Rocky Mountain College's physician assistant program is going for an advanced degree, changing from a bachelor's program to one awarding master's of science degrees.
The 22 students entering the program in July will be the first class to receive master's degrees when they graduate in September 2005, said Catherine Gemmiti, program director.
In upgrading the degree, Rocky is keeping pace with a national trend of more physician assistant programs becoming master's programs, Gemmiti said Tuesday.
A master's degree will make students even more competitive when they look for jobs.
Rocky's program, the only physician assistant school in Montana, has graduated 96 students since it began in 1996. All of those graduates have passed the national PA exam and are working as physician assistants.
Although the job market has tightened in Billings recently, demand for PAs across the country remains strong.
Most of the students in the program are from Montana, Wyoming, the Dakotas and the Northwest and return to their home areas to work after graduation.
In addition to many physician assistants working in cities and towns in Montana, 12 Rocky graduates found jobs in rural areas of the state through the Montana Area Health Education Center, Gemmiti said.
The national average for starting salaries for physician assistants is $58,000, Gemmiti said.

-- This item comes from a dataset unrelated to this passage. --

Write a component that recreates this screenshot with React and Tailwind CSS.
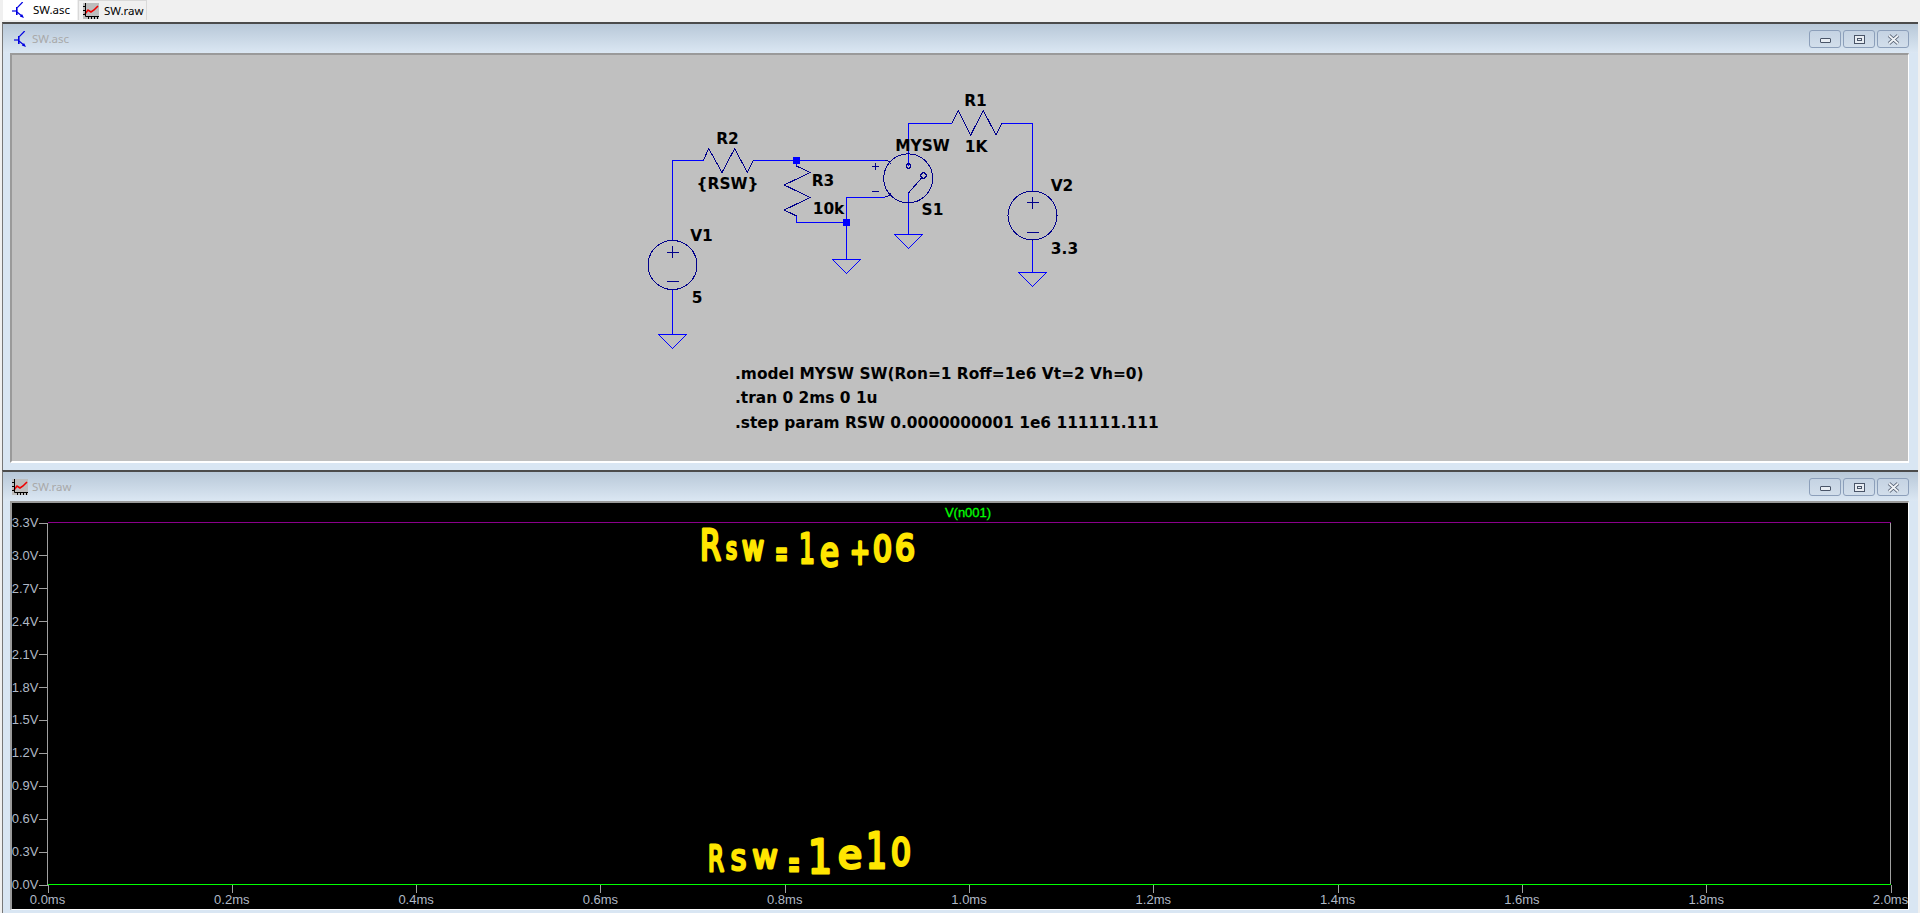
import React from "react";

const schem = "#0000ff";
const symbol = "#00008b";

function AscIcon({ className = "" }) {
  return (
    <svg width="13" height="16" viewBox="0 0 13 16" className={`shrink-0 ${className}`}>
      <g stroke="#0000e0" fill="none">
        <path d="M0 9H4.5" strokeWidth="1.2" />
        <path d="M4.8 5V13" strokeWidth="1.6" />
        <path d="M5.3 5.7L10.7 0" strokeWidth="1.2" />
        <path d="M5 10L10.7 14.7" strokeWidth="1.2" />
      </g>
      <path d="M12 16L7.8 14.6L10 12Z" fill="#0000e0" />
    </svg>
  );
}

function RawIcon() {
  return (
    <svg width="16" height="16" viewBox="0 0 16 16" className="shrink-0">
      <rect x="0" y="0" width="16" height="16" fill="#bdbdbd" />
      <path d="M2 11L5 7L8 9L11 7L15 3" stroke="#f00000" strokeWidth="1.6" fill="none" />
      <path d="M2.5 0V13.5H16" stroke="#000" strokeWidth="1" fill="none" />
      <path d="M0 3.5H2M0 7.5H2M0 11.5H2M5.5 14V16M8.5 14V16M11.5 14V16M14.5 14V16" stroke="#000" strokeWidth="1" />
    </svg>
  );
}

function WinButton({ children }) {
  return (
    <div className="w-[32px] h-[18px] flex items-center justify-center rounded-[3px] border border-[#8c9fba] bg-gradient-to-b from-[#c5d3e3] to-[#d2deeb]">
      {children}
    </div>
  );
}

function WinControls() {
  return (
    <div className="flex gap-[2px] ml-auto mt-[1px]">
      <WinButton>
        <div className="w-[11px] h-[5px] mt-[2px] bg-[#e8edf3] border border-[#4a5568] rounded-[1px]" />
      </WinButton>
      <WinButton>
        <div className="w-[11px] h-[9px] flex items-center justify-center bg-[#e8edf3] border border-[#4a5568]">
          <div className="w-[5px] h-[3px] border border-[#4a5568]" />
        </div>
      </WinButton>
      <WinButton>
        <svg width="13" height="11" viewBox="0 0 13 11">
          <path d="M2 1.5L11 9.5M11 1.5L2 9.5" stroke="#4a5568" strokeWidth="3.6" />
          <path d="M2 1.5L11 9.5M11 1.5L2 9.5" stroke="#eef2f6" strokeWidth="2" />
        </svg>
      </WinButton>
    </div>
  );
}

function Window({ title, icon, height, bottom, children }) {
  return (
    <div className={`${height} mx-[2px] flex flex-col border-t-2 border-l border-[#4b4b4b] border-l-[#777] bg-[#d9e6f3]`}>
      <div className="h-[29px] shrink-0 flex items-center pl-[9px] pr-[9px] bg-gradient-to-b from-[#b8c8d8] to-[#dbe7f3]">
        <div className="w-[20px] flex items-center">{icon}</div>
        <span className="text-[#a9a9a9] text-[11.5px] font-['Noto_Sans',sans-serif]">{title}</span>
        <WinControls />
      </div>
      <div className={`flex-1 min-h-0 pl-[7px] pr-[9px] ${bottom}`}>{children}</div>
    </div>
  );
}

function Ground({ x, y }) {
  return <path d={`M${x - 14} ${y}H${x + 14}L${x} ${y + 14}Z`} fill="none" stroke={schem} strokeWidth="1" />;
}

function Source({ x, y }) {
  return (
    <g stroke={symbol} fill="none" strokeWidth="1">
      <circle cx={x} cy={y} r="24.5" />
      <path d={`M${x - 6} ${y - 13}H${x + 6}M${x} ${y - 19}V${y - 7}M${x - 6} ${y + 16.5}H${x + 6}`} />
    </g>
  );
}

const labels = [
  ["R1", 975.5, 105.5],
  ["1K", 976, 152],
  ["R2", 727.5, 144],
  ["{RSW}", 727.5, 189],
  ["R3", 823, 185.5],
  ["10k", 828.5, 214],
  ["MYSW", 922.5, 150.5],
  ["S1", 932.5, 215],
  ["V2", 1062, 191],
  ["3.3", 1064.5, 253.5],
  ["V1", 701.5, 240.5],
  ["5", 697, 303],
];

function Schematic() {
  return (
    <svg viewBox="12 55 1896 406" className="w-full h-full block" shapeRendering="crispEdges">
      <g stroke={schem} fill="none" strokeWidth="1">
        {/* wires */}
        <path d="M672.5 240V160H703.5M753.5 160H885" />
        <path d="M796.5 160V166M796.5 216V222H846.5M846.5 197V260M846.5 197H885" />
        <path d="M908.5 123V166M908.5 123H952M1002 123H1032.5V191.5" />
        <path d="M908.5 193V235M1032.5 240V272M672.5 289V334" />
      </g>
      <g stroke={symbol} fill="none" strokeWidth="1">
        {/* resistors */}
        <path d="M703.5 160L708.7 148.5L722 172.5L734.7 148.5L747.3 172.5L753.5 160" />
        <path d="M952 123L958.3 110.5L970.7 135L983.3 110.5L996 135L1002 123" />
        <path d="M796.5 166L810 172.5L784.3 185L810 197.5L784.3 210L796.5 216" />
        {/* switch */}
        <path d="M885 160Q890 161 890.5 164M885 197Q890 196 890.5 193" />
        <circle cx="908.2" cy="178.3" r="24.5" />
        <circle cx="908.5" cy="166" r="2.2" />
        <circle cx="923.5" cy="175.5" r="2.8" />
        <path d="M921.5 178L908.5 193" />
        <path d="M871.5 166.5H878.5M875 163V170M871.5 191.5H878.5" />
        <Source x={672.5} y={265} />
        <Source x={1032.5} y={215.5} />
        <Ground x={672.5} y={334.5} />
        <Ground x={846.5} y={259.5} />
        <Ground x={908.5} y={234.5} />
        <Ground x={1032.5} y={272.5} />
      </g>
      <rect x="793" y="157" width="7" height="7" fill={schem} />
      <rect x="843" y="219" width="7" height="7" fill={schem} />
      <g shapeRendering="auto" fontFamily="'DejaVu Sans', sans-serif" fontWeight="700" fontSize="15.4px" fill="#000" textAnchor="middle">
        {labels.map(([t, x, y]) => (
          <text key={t} x={x} y={y}>{t}</text>
        ))}
      </g>
      <g shapeRendering="auto" fontFamily="'DejaVu Sans', sans-serif" fontWeight="700" fontSize="15.4px" fill="#000">
        <text x="735" y="378.5">.model MYSW SW(Ron=1 Roff=1e6 Vt=2 Vh=0)</text>
        <text x="735" y="403">.tran 0 2ms 0 1u</text>
        <text x="735" y="427.5">.step param RSW 0.0000000001 1e6 111111.111</text>
      </g>
    </svg>
  );
}

// hand written notes: [glyph, left, width, baseline, size]
const noteTop = [
  ["R", 700, 21, 560, 42],
  ["s", 726, 11, 559, 30],
  ["w", 742, 22, 560, 33],
  ["=", 775, 13, 567, 40],
  ["1", 799, 16, 563, 41],
  ["e", 820, 19, 566, 41],
  ["+", 850, 20, 564, 35],
  ["0", 873, 19, 561, 35],
  ["6", 895, 20, 560, 36],
];

const noteBottom = [
  ["R", 708, 16, 871, 35],
  ["S", 731, 15, 870, 27],
  ["W", 753, 24, 868, 25],
  ["=", 788, 12, 878, 42],
  ["1", 808, 24, 873, 47],
  ["e", 838, 24, 868, 39],
  ["1", 866, 21, 868, 49],
  ["0", 891, 20, 865, 38],
];

function Note({ glyphs }) {
  return (
    <g fontFamily="'DejaVu Sans', sans-serif" fill="#ffe600" stroke="#ffe600" strokeWidth="3" strokeLinejoin="round" strokeLinecap="round">
      {glyphs.map(([g, x, w, y, size], i) => (
        <text key={i} x={x} y={y} fontSize={size} textLength={w} lengthAdjust="spacingAndGlyphs">{g}</text>
      ))}
    </g>
  );
}

const yTicks = ["3.3V", "3.0V", "2.7V", "2.4V", "2.1V", "1.8V", "1.5V", "1.2V", "0.9V", "0.6V", "0.3V", "0.0V"];
const xTicks = ["0.0ms", "0.2ms", "0.4ms", "0.6ms", "0.8ms", "1.0ms", "1.2ms", "1.4ms", "1.6ms", "1.8ms", "2.0ms"];

function Plot() {
  const left = 47.5;
  const right = 1890.5;
  const top = 522.5;
  const bottom = 884.5;
  return (
    <svg viewBox="12 503 1896 406" className="w-full h-full block">
      <g stroke="#a0a0a0" strokeWidth="1" shapeRendering="crispEdges">
        <path d={`M${left} ${top}V${bottom}M${right} ${top}V${bottom}`} />
        {yTicks.map((t, i) => {
          const y = Math.round(top + (i * (bottom - top)) / 11) + 0.5;
          return <path key={t} d={`M39 ${y}H${left}`} />;
        })}
        {xTicks.map((t, i) => {
          const x = Math.round(left + (i * (right - left)) / 10) + 0.5;
          return <path key={t} d={`M${x} ${bottom}V${bottom + 8}`} />;
        })}
      </g>
      <path d={`M${left} ${top}H${right}`} stroke="#8b008b" shapeRendering="crispEdges" />
      <path d={`M${left} ${bottom}H${right}`} stroke="#00ff00" shapeRendering="crispEdges" />
      <g fontFamily="'Liberation Sans', sans-serif" fontSize="13px" fill="#b0b9c6">
        {yTicks.map((t, i) => (
          <text key={t} x="38.5" y={top + (i * (bottom - top)) / 11 + 4.5} textAnchor="end">{t}</text>
        ))}
        {xTicks.map((t, i) => (
          <text key={t} x={left + (i * (right - left)) / 10} y="904" textAnchor="middle">{t}</text>
        ))}
      </g>
      <text x="968" y="516.5" textAnchor="middle" fontFamily="'Liberation Sans', sans-serif" fontSize="13px" fill="#00ff00" stroke="#00ff00" strokeWidth="0.3">V(n001)</text>
      <Note glyphs={noteTop} />
      <Note glyphs={noteBottom} />
    </svg>
  );
}

export default function App() {
  return (
    <div className="w-[1920px] h-[913px] overflow-hidden flex flex-col bg-[#f0f0f0]">
      <div className="h-[22px] shrink-0 flex items-start pl-[3px] text-[#000] text-[11.5px] font-['Noto_Sans',sans-serif]">
        <div className="w-[74px] h-[20px] flex items-center pl-[9px] bg-white">
          <AscIcon />
          <span className="ml-[8px]">SW.asc</span>
        </div>
        <div className="w-[69px] h-[20px] ml-[1px] flex items-center pl-[4px] border-t border-x border-[#d9d9d9]">
          <RawIcon />
          <span className="ml-[5px]">SW.raw</span>
        </div>
      </div>

      <Window title="SW.asc" icon={<AscIcon className="ml-[2px]" />} height="h-[448px]" bottom="pb-[7px]">
        <div className="h-full border-t-2 border-l-2 border-[#9a9a9a] border-b-2 border-b-white border-r border-r-white bg-[#c0c0c0] overflow-hidden">
          <Schematic />
        </div>
      </Window>

      <Window title="SW.raw" icon={<RawIcon />} height="h-[443px]" bottom="pb-[3px]">
        <div className="h-full border-t-2 border-l-2 border-[#9a9a9a] border-b border-b-white border-r border-r-white bg-black overflow-hidden">
          <Plot />
        </div>
      </Window>
    </div>
  );
}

Beginning salaries are less than that in Montana.
To graduate from the master's program, students must have completed at least 63 semester credits, compared with the 51 credits that the bachelor's program requires.
Other changes include:
- Adding five weeks to the 24-month bachelor's program. Starting this year, students will begin the program in July instead of August.

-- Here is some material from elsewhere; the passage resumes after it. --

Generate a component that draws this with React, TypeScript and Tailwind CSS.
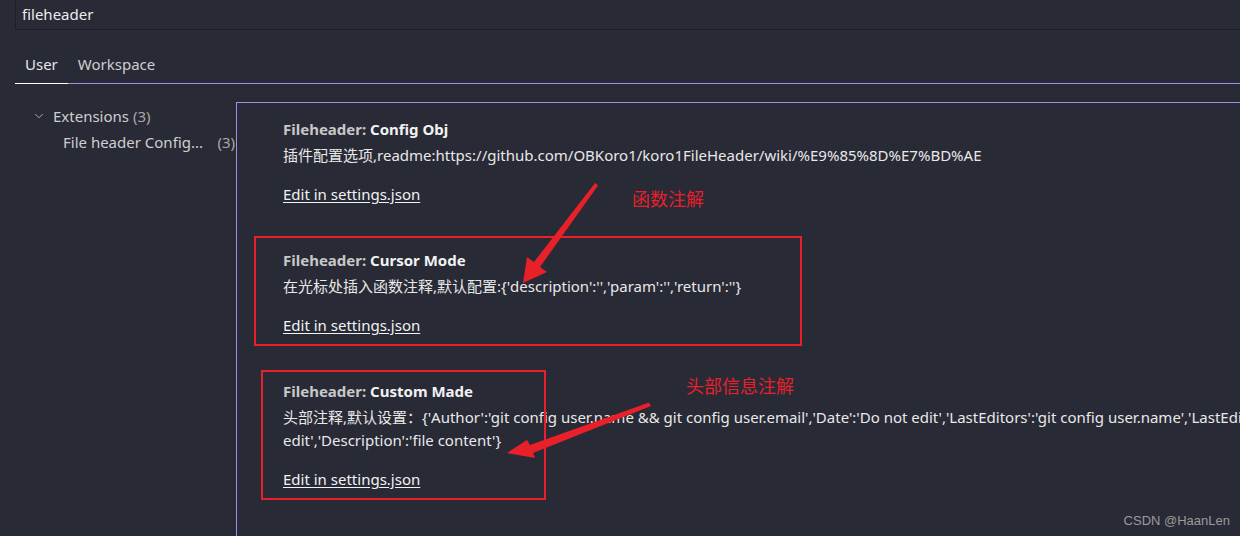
import { ChevronDown } from 'lucide-react'

type Setting = {
  id: string
  category: string
  name: string
  lines: string[]
}

const settings: Setting[] = [
  {
    id: 'configObj',
    category: 'Fileheader: ',
    name: 'Config Obj',
    lines: ['插件配置选项,readme:https://github.com/OBKoro1/koro1FileHeader/wiki/%E9%85%8D%E7%BD%AE'],
  },
  {
    id: 'cursorMode',
    category: 'Fileheader: ',
    name: 'Cursor Mode',
    lines: ["在光标处插入函数注释,默认配置:{'description':'','param':'','return':''}"],
  },
  {
    id: 'customMade',
    category: 'Fileheader: ',
    name: 'Custom Made',
    lines: [
      "头部注释,默认设置：{'Author':'git config user.name && git config user.email','Date':'Do not edit','LastEditors':'git config user.name','LastEditTime':'Do not",
      "edit','Description':'file content'}",
    ],
  },
]

const font = {
  fontFamily: '"Noto Sans", "Noto Sans CJK SC", sans-serif',
}

function SettingItem({ s }: { s: Setting }) {
  return (
    <div className="pt-[15px] pb-[29px]">
      <div className="h-[22px] leading-[22px] text-[15px] font-bold whitespace-nowrap">
        <span className="text-[#c8c8c8]">{s.category}</span>
        <span className="text-[#f2f2f2]">{s.name}</span>
      </div>
      <div className="mt-[4px] text-[15px] text-[#e8e8e8]">
        {s.lines.map((l, i) => (
          <div key={i} className="h-[23px] leading-[23px] whitespace-nowrap">
            {l}
          </div>
        ))}
      </div>
      <div className="mt-[16px] h-[22px] leading-[22px] text-[15px]">
        <span className="underline underline-offset-2 text-[#f2f2f2]">Edit in settings.json</span>
      </div>
    </div>
  )
}

export default function App() {
  return (
    <div
      className="relative w-[1240px] h-[536px] overflow-hidden bg-[#282a36] text-[#e6e6e6]"
      style={font}
    >
      {/* 検索欄 */}
      <div className="pl-[15px]">
        <div className="h-[30px] border-l border-b border-[#1d1e27] pl-[6px] flex items-center text-[15px] text-[#ececec]">
          fileheader
        </div>
      </div>

      {/* タブ */}
      <div className="mt-[15px] ml-[15px] flex border-b border-[#a48ee5] h-[39px] text-[15px]">
        <div className="px-[10px] flex items-center border-b border-white -mb-px text-[#e6e6e6]">User</div>
        <div className="px-[10px] flex items-center text-[#cfcfcf]">Workspace</div>
      </div>

      <div className="flex">
        {/* ツリー */}
        <div className="w-[236px] shrink-0 pt-[19px] text-[15px]">
          <div className="h-[26px] flex items-center pl-[32px] text-[#cfcfcf]">
            <ChevronDown size={14} strokeWidth={1.5} className="mr-[7px] text-[#bdbdbd]" />
            <span>Extensions</span>
            <span className="ml-[4px] text-[#a8a8a8]">(3)</span>
          </div>
          <div className="h-[26px] flex items-center pl-[63px] pr-[1px] text-[#cfcfcf]">
            <span className="flex-1 whitespace-nowrap">File header Config...</span>
            <span className="text-[#a8a8a8]">(3)</span>
          </div>
        </div>

        {/* 設定一覧 */}
        <div className="mt-[18px] flex-1 min-w-0 h-[440px] overflow-hidden border-t border-l border-[#a48ee5] pl-[46px]">
          {settings.map(s => (
            <SettingItem key={s.id} s={s} />
          ))}
        </div>
      </div>

      {/* 注釈 */}
      <div className="absolute left-[254px] top-[236px] w-[548px] h-[110px] border-2 border-[#e8202a]" />
      <div className="absolute left-[261px] top-[370px] w-[285px] h-[130px] border-2 border-[#e8202a]" />
      <div className="absolute left-[632px] top-[187px] text-[18px] leading-[24px] text-[#e8202a]">函数注解</div>
      <div className="absolute left-[686px] top-[374px] text-[18px] leading-[24px] text-[#e8202a]">头部信息注解</div>
      <svg className="absolute left-0 top-0 pointer-events-none" width="1240" height="536">
        <polygon
          points="595,183 598,185.5 540,267 547,272 523,283 527,257 534,262"
          fill="#e8202a"
        />
        <polygon
          points="649,402.5 651,406 533,453 535,458 507,453 527,440 530,445"
          fill="#e8202a"
        />
      </svg>

      <div className="absolute right-[10px] bottom-[6px] text-[13px] text-[#9a9a9a]" style={{ fontFamily: '"Liberation Sans", sans-serif' }}>
        CSDN @HaanLen
      </div>
    </div>
  )
}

- Adding classes to the curriculum, including those in epidemiology, biostatistics and a thesis research project.
- Adding a new clinical scientist position. Physician Scott Murray, who has been named to fill that job, will teach classes and work with students writing their theses.
Prospective students will not need a bachelor's degree before beginning work on a master's degree, but they still must have at least 90 semester credits, or three years' worth, of academic classes to get into the master's program.

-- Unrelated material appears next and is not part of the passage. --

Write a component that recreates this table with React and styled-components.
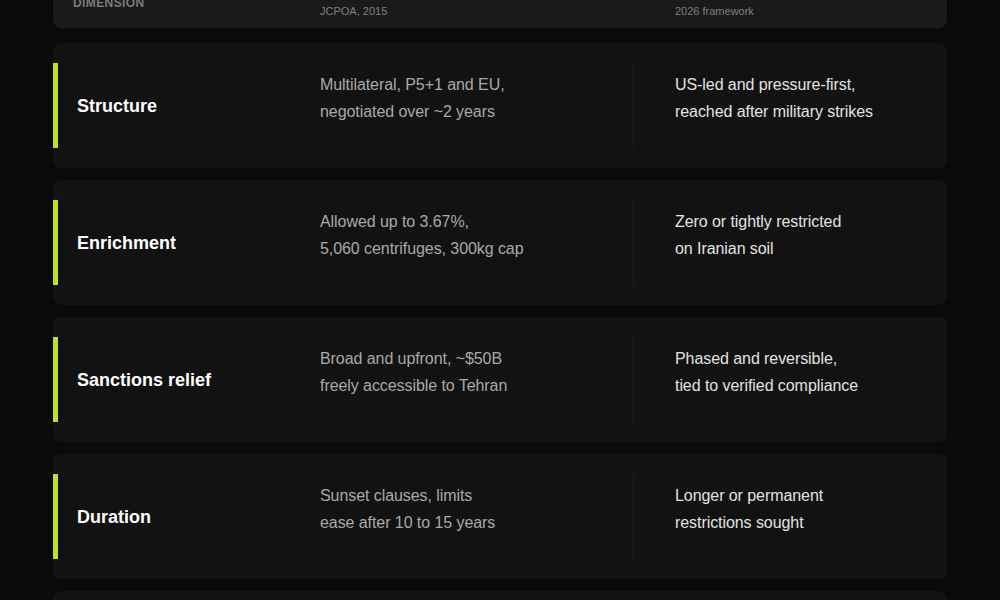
import React from "react";
import styled, { createGlobalStyle } from "styled-components";

const GlobalStyle = createGlobalStyle`
  html, body {
    margin: 0;
    padding: 0;
    background: #0a0a0a;
    font-family: "Liberation Sans", Arial, sans-serif;
    overflow: hidden;
  }
`;

const Page = styled.div`
  width: 1000px;
  height: 600px;
  overflow: hidden;
  box-sizing: border-box;
  padding: 0 53px;
`;

const Table = styled.div`
  display: flex;
  flex-direction: column;
  gap: 12px;
  margin-top: -32px;
`;

const HeaderCard = styled.div`
  display: grid;
  grid-template-columns: 267px 313px 314px;
  align-items: end;
  min-height: 60px;
  box-sizing: border-box;
  padding-bottom: 10px;
  margin-bottom: 3px;
  background: #1a1a1a;
  border-radius: 0 0 8px 8px;
`;

const HeaderLabel = styled.div`
  padding: 0 0 8px 20px;
  font-size: 12px;
  line-height: 14px;
  font-weight: 700;
  letter-spacing: 0.4px;
  text-transform: uppercase;
  color: #7a7a7a;
`;

const HeaderSub = styled.div`
  padding-left: ${(p) => (p.divided ? "42px" : "0")};
  font-size: 11px;
  line-height: 14px;
  color: #808080;
`;

const RowCard = styled.div`
  display: grid;
  grid-template-columns: 267px 313px 314px;
  padding: 20px 0;
  background: #121212;
  border-radius: 8px;
`;

const Label = styled.div`
  display: flex;
  align-items: center;
  border-left: 5px solid #c4e01b;
  padding: 2px 0 0 19px;
  box-sizing: border-box;
  font-size: 18px;
  font-weight: 700;
  color: #ffffff;
  min-height: 85px;
`;

const Cell = styled.div`
  padding: 9px 0 0 ${(p) => (p.divided ? "41px" : "0")};
  border-left: ${(p) => (p.divided ? "1px solid #1f1f1f" : "none")};
  margin: -1px 0 -2px;
  font-size: 16px;
  line-height: 27px;
  letter-spacing: -0.07px;
  color: ${(p) => (p.divided ? "#e2e2e2" : "#a9a9a9")};
`;

const rows = [
  {
    label: "Structure",
    old: ["Multilateral, P5+1 and EU,", "negotiated over ~2 years"],
    now: ["US-led and pressure-first,", "reached after military strikes"],
  },
  {
    label: "Enrichment",
    old: ["Allowed up to 3.67%,", "5,060 centrifuges, 300kg cap"],
    now: ["Zero or tightly restricted", "on Iranian soil"],
  },
  {
    label: "Sanctions relief",
    old: ["Broad and upfront, ~$50B", "freely accessible to Tehran"],
    now: ["Phased and reversible,", "tied to verified compliance"],
  },
  {
    label: "Duration",
    old: ["Sunset clauses, limits", "ease after 10 to 15 years"],
    now: ["Longer or permanent", "restrictions sought"],
  },
  {
    label: "Verification",
    old: ["IAEA inspections under", "the Additional Protocol"],
    now: ["Expanded access to", "military and undeclared sites"],
  },
];

const Lines = ({ lines }) =>
  lines.map((line, i) => (
    <React.Fragment key={i}>
      {line}
      {i < lines.length - 1 && <br />}
    </React.Fragment>
  ));

export default function App() {
  return (
    <>
      <GlobalStyle />
      <Page>
        <Table>
          <HeaderCard>
            <HeaderLabel>Dimension</HeaderLabel>
            <HeaderSub>JCPOA, 2015</HeaderSub>
            <HeaderSub divided>2026 framework</HeaderSub>
          </HeaderCard>
          {rows.map((row) => (
            <RowCard key={row.label}>
              <Label>{row.label}</Label>
              <Cell>
                <Lines lines={row.old} />
              </Cell>
              <Cell divided>
                <Lines lines={row.now} />
              </Cell>
            </RowCard>
          ))}
        </Table>
      </Page>
    </>
  );
}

They also need to have at least one year's experience working with patients in a related medical field, such as nursing.
Entrance requirements also now include taking the Graduate Record Exam and classes in genetics, advanced writing and medical terminology.
Because the school expected the change in physician assistant degrees, students applying for this year's incoming class knew of the additional requirements.
It wasn't difficult finding a pool of qualified candidates for the new master's program because students already had been coming to the PA program with high academic qualifications, said Rocky President Thomas Oates.
"The students are thrilled because they will be leaving with a master's of science degree," he said.
Plans for developing a master's program already were in place before the PA program was put on probation last fall by the Accreditation Review Commission on Education for the Physician Assistant Inc.
To get off probation, the committee recommended that Rocky: increase funding for the physician assistant program, strengthen administration of the program, lengthen library hours, provide better meeting rooms for students and faculty and improve lighting and heating in classrooms.
Gemitti said a plan of action has been written for each recommendation and that ARC-PA accepted those plans in March. ARC-PA makes its next scheduled visit in January 2004.
Although on probation, the program remains fully accredited.
The new physician assistant degree is the first master's degree for Rocky.
Rocky is considering developing an online program for past Rocky PA graduates to upgrade to a master's degree, Gemitti said.
Physician assistants provide basic health care such as routine exams and screenings and work under the supervision of a physician.